Choosing A Visualization For Your Dashboard


A C-level executive recently handed a 42-page stack of tabular reports to me and said business dashboards would need to be a priority for him. This isn’t uncommon. In today’s analysis paralysis world, analytic individuals often mistake exploratory analysis for explanatory analysis. To move to a true bottom-line impacting analytic culture, you should move away from laborious reporting to quick glances at key metrics which impact strategy and tactical decisions. That is the main goal of business dashboards but choosing a visualization is just as important. You should be able to very quickly glance at the key metrics driving an operational area and know whether to stay the course or change actions for a more favorable outcome.

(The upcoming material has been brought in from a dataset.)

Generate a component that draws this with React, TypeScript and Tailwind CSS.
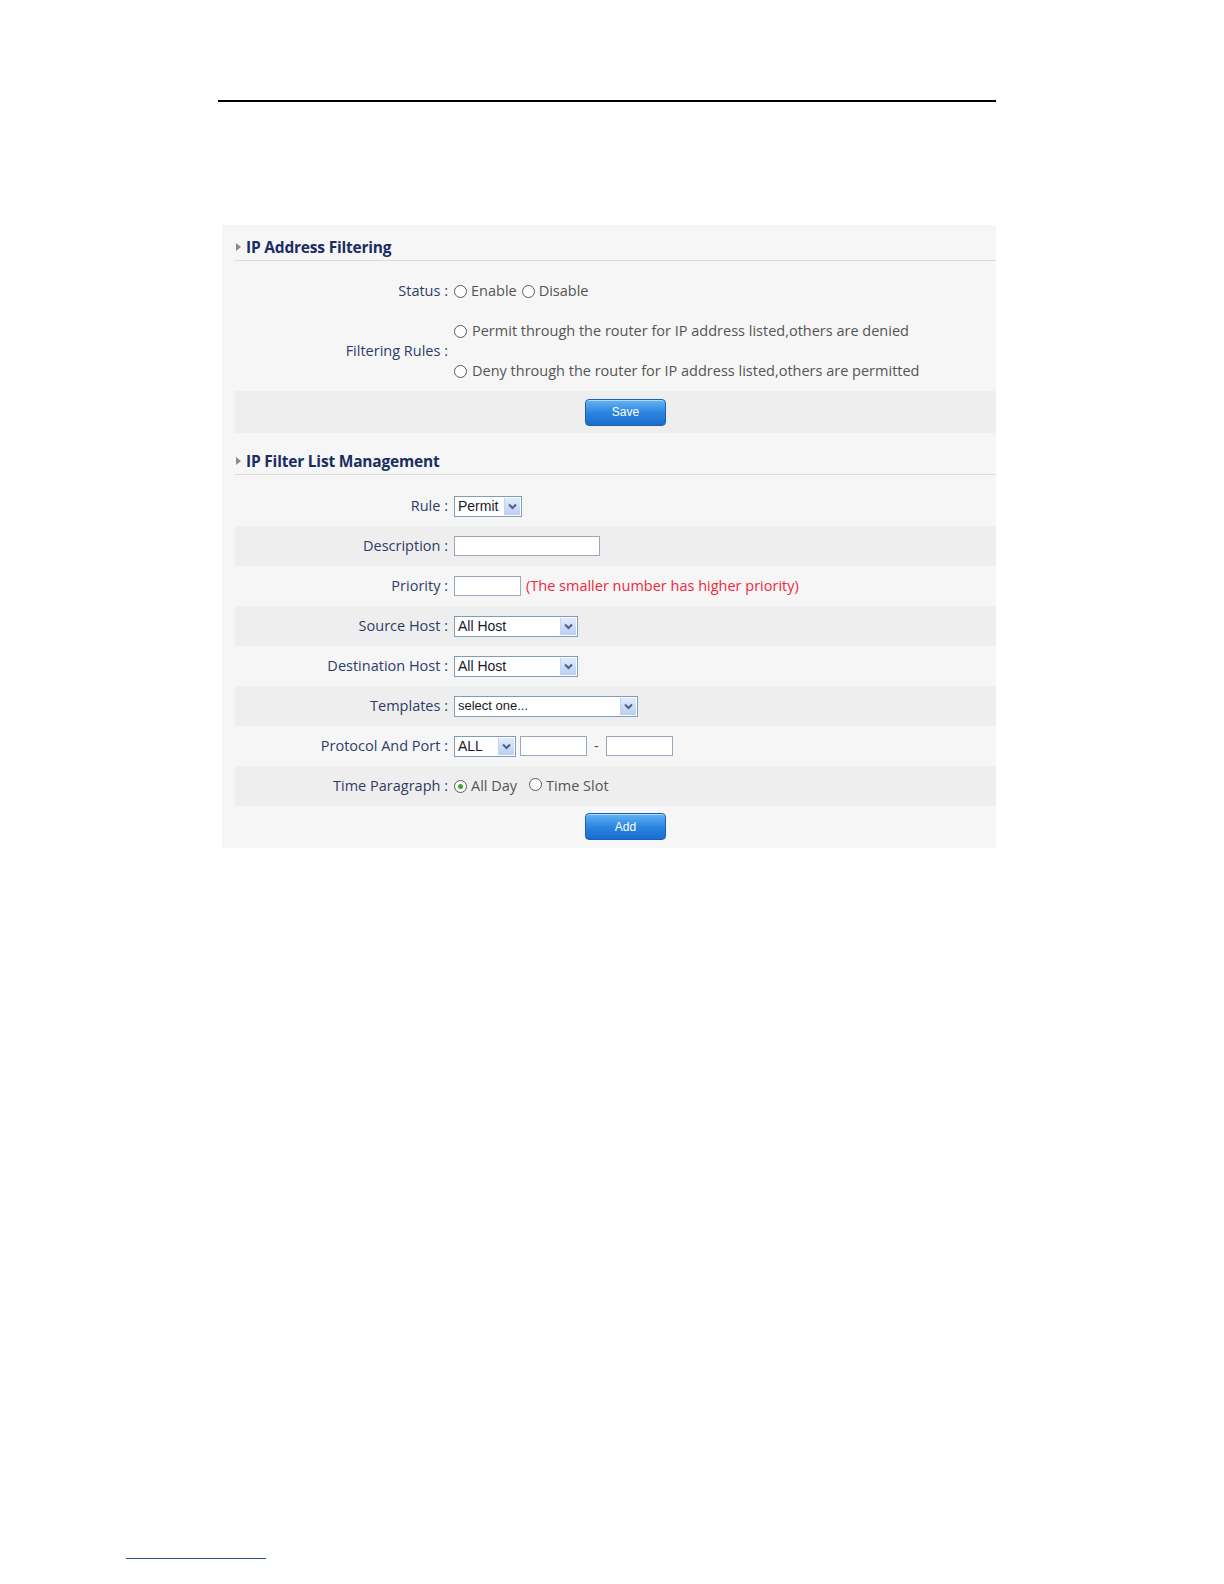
import React from "react";

const labelFont = { fontFamily: "'Open Sans', 'Noto Sans', sans-serif" };

function Radio({ checked = false }: { checked?: boolean }) {
  return (
    <span className="inline-flex h-[13px] w-[13px] shrink-0 items-center justify-center rounded-full border border-[#5b5b5b] bg-white">
      {checked && <span className="h-[5px] w-[5px] rounded-full bg-[#3aa63a]" />}
    </span>
  );
}

function Arrow() {
  return (
    <span className="flex h-full w-[16px] items-center justify-center border-l border-[#c3d3f0] bg-gradient-to-b from-[#e3ecfc] to-[#b9cdf3]">
      <svg width="9" height="7" viewBox="0 0 9 7">
        <path d="M1 1.5 L4.5 5 L8 1.5" fill="none" stroke="#4d6185" strokeWidth="2" />
      </svg>
    </span>
  );
}

function Select({ value, width, small = false }: { value: string; width: string; small?: boolean }) {
  return (
    <span
      className={`flex h-[21px] items-stretch border border-[#7f9db9] bg-white ${width}`}
      style={{ fontFamily: "'Liberation Sans', Arial, sans-serif" }}
    >
      <span className={`flex flex-1 items-center pl-[3px] text-[#1a1a2a] ${small ? "text-[13px]" : "text-[14px]"}`}>{value}</span>
      <span className="p-[1px]">
        <Arrow />
      </span>
    </span>
  );
}

function Input({ width }: { width: string }) {
  return <span className={`block h-[20px] border border-[#9aa8bb] bg-white ${width}`} />;
}

function Row({ label, children, dark = false, h = "h-[40px]" }: { label: string; children?: React.ReactNode; dark?: boolean; h?: string }) {
  return (
    <div className={`flex items-center ${h} ${dark ? "bg-[#eeeeee]" : ""}`}>
      <div className="w-[214px] pr-[1px] text-right text-[14.5px] leading-[20px] text-[#2e3c68]" style={labelFont}>
        {label} :
      </div>
      <div className="ml-[5px] flex items-center gap-[5px] text-[14.5px] leading-[20px] text-[#555]" style={labelFont}>
        {children}
      </div>
    </div>
  );
}

function Heading({ title, h }: { title: string; h: string }) {
  return (
    <div className={`flex items-end border-b border-[#dcdcdc] ${h}`}>
      <div className="flex items-center pb-[3px]">
        <svg width="5" height="8" viewBox="0 0 5 8" className="mr-[5px] ml-[1px]">
          <path d="M0 0 L5 4 L0 8 Z" fill="#8a8a8a" />
        </svg>
        <span
          className="text-[15.5px] font-bold leading-[20px] text-[#1a2d63]"
          style={{ fontFamily: "'Open Sans', Lato, sans-serif", letterSpacing: "-0.2px" }}
        >
          {title}
        </span>
      </div>
    </div>
  );
}

function Button({ text }: { text: string }) {
  return (
    <span
      className="flex h-[27px] w-[81px] items-center justify-center rounded-[4px] border border-[#1c5fb4] bg-gradient-to-b from-[#63b3f5] via-[#2d86e0] to-[#1a6ccc] text-[12px] text-white shadow-[inset_0_1px_0_rgba(255,255,255,0.5)]"
      style={{ fontFamily: "'Liberation Sans', Arial, sans-serif" }}
    >
      {text}
    </span>
  );
}

export default function App() {
  return (
    <div className="relative h-[1584px] w-[1224px] overflow-hidden bg-white">
      <div className="absolute left-[218px] top-[100px] h-[2px] w-[778px] bg-black" />
      <div className="h-[225px]" />
      <div className="ml-[222px] w-[774px] bg-[#f6f6f6] pb-[1px] pl-[13px]">
        <Heading title="IP Address Filtering" h="h-[36px]" />
        <div className="h-[10px]" />
        <Row label="Status">
          <Radio />
          <span className="-ml-[1px]">Enable</span>
          <Radio />
          <span className="-ml-[1px]">Disable</span>
        </Row>
        <div className="flex h-[80px] items-center">
          <div className="w-[214px] pr-[1px] text-right text-[14.5px] leading-[20px] text-[#2e3c68]" style={labelFont}>
            Filtering Rules :
          </div>
          <div className="ml-[5px] flex flex-col text-[14.5px] leading-[20px] text-[#555]" style={labelFont}>
            <div className="flex h-[40px] items-center gap-[5px]">
              <Radio />
              <span>Permit through the router for IP address listed,others are denied</span>
            </div>
            <div className="flex h-[40px] items-center gap-[5px]">
              <Radio />
              <span>Deny through the router for IP address listed,others are permitted</span>
            </div>
          </div>
        </div>
        <div className="flex h-[42px] items-center bg-[#eeeeee]">
          <div className="ml-[350px]">
            <Button text="Save" />
          </div>
        </div>
        <Heading title="IP Filter List Management" h="h-[42px]" />
        <div className="h-[11px]" />
        <Row label="Rule">
          <Select value="Permit" width="w-[68px]" />
        </Row>
        <Row label="Description" dark>
          <Input width="w-[146px]" />
        </Row>
        <Row label="Priority">
          <Input width="w-[67px]" />
          <span className="text-[#f0283c]">(The smaller number has higher priority)</span>
        </Row>
        <Row label="Source Host" dark>
          <Select value="All Host" width="w-[124px]" />
        </Row>
        <Row label="Destination Host">
          <Select value="All Host" width="w-[124px]" />
        </Row>
        <Row label="Templates" dark>
          <Select value="select one..." width="w-[184px]" small />
        </Row>
        <Row label="Protocol And Port">
          <Select value="ALL" width="w-[62px]" />
          <span className="-ml-[1px]">
            <Input width="w-[67px]" />
          </span>
          <span className="mx-[2px]">-</span>
          <Input width="w-[67px]" />
        </Row>
        <Row label="Time Paragraph" dark>
          <Radio checked />
          <span className="-ml-[1px]">All Day</span>
          <span className="ml-[7px]">
            <Radio />
          </span>
          <span className="-ml-[1px]">Time Slot</span>
        </Row>
        <div className="flex h-[41px] items-center">
          <div className="ml-[350px]">
            <Button text="Add" />
          </div>
        </div>
      </div>
      <div className="absolute left-[126px] top-[1558px] h-[1px] w-[140px] bg-[#2b4aa0]" />
    </div>
  );
}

In a 30-minute business analytics coaching session with this CFO, we were able to boil down the 42 pages into 5 KPIs (Key Performance Indicators) and 5 trends he looks at regularly to adjust actions. However, one of his challenges was choosing a visualization. It’s our job to choose a visualization which allows the reader to quickly interpret data. We want to keep cognitive processing to a minimum. We don’t want them spending time thinking about, “How do I read this graph?” We want them to quickly determine what’s my next course of action.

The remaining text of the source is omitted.